Why You Should Consider Them Now
In an era of low interest rates, income generating assets continue to be given a premium valuation by the market. I would argue that REITs are no exception. Many REITs are viewed as highly interest rate sensitive and tend to trade along with the bond market. Over the past six months, longer-term interest rates have been creeping up, which has lead to a meaningful sell off in many REITs.
Some REITs have dropped in value by as much as 20 percent. While it is certainly possible that sell offs will get deeper if rates rise further, I think now is a good time to dip in, with the assumption that there is a low likelihood of a rampant rate rise.
Some may argue that buying intermediate-term bonds is a safer play than investing in real estate assets – and that may be true. However, most REITs have associated dividend growth, raising their dividends annually for shareholders – a feature that few bonds possess.
If, for example, you buy shares in apartment REIT Mid-America Apartment Communities (MAA) today, a REIT I personally own, your yield will be right around 4 percent. Depending on the credit quality, you may be able to find a 10-year bond with a higher yield.
However, I’m expecting that MAA’s dividend will rise at least 5% over the next 10 years.
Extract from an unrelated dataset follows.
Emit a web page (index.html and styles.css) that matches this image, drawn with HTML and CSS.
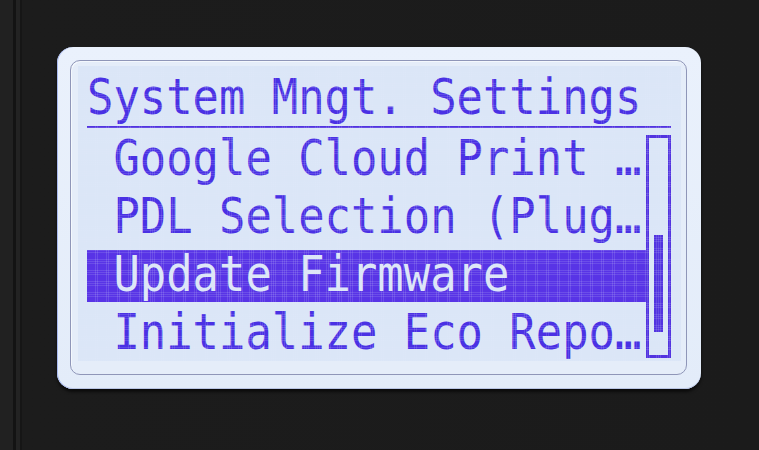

If it does, my yield on cost will rise to roughly 6.5 percent. When a 10-year bond matures, it is difficult to predict where yields may sit. REITs and other conservative dividend growth vehicles provide inflation protection that bonds don’t.
What Should You Buy?
Since different investors require more diversification and may comfortable taking on more risk than others, it’s difficult to recommend REITs that will make sense for everyone. Allocation of somewhere between 5 and 15% of total assets would represent reasonable exposure to REITs in my opinion.
For those more conservative, some of your mega-cap REITs like Simon Property (SPG), health-care property owner HCN and commercial landlord Realty Income (O), as well as Mid-America Apartment are some ideas.
For those more aggressive I would look at NorthStar Realty Finance (NRF), New Senior Investment Group (SNR), and STORE Capital (STOR).
The recent REIT sell off has provided an opportunity for investors to grab some improved and growing yields. Since the forward rate environment is still difficult to predict, if you are new to the space, while I wouldn’t be afraid to nibble, I’d probably recommend against going hog wild.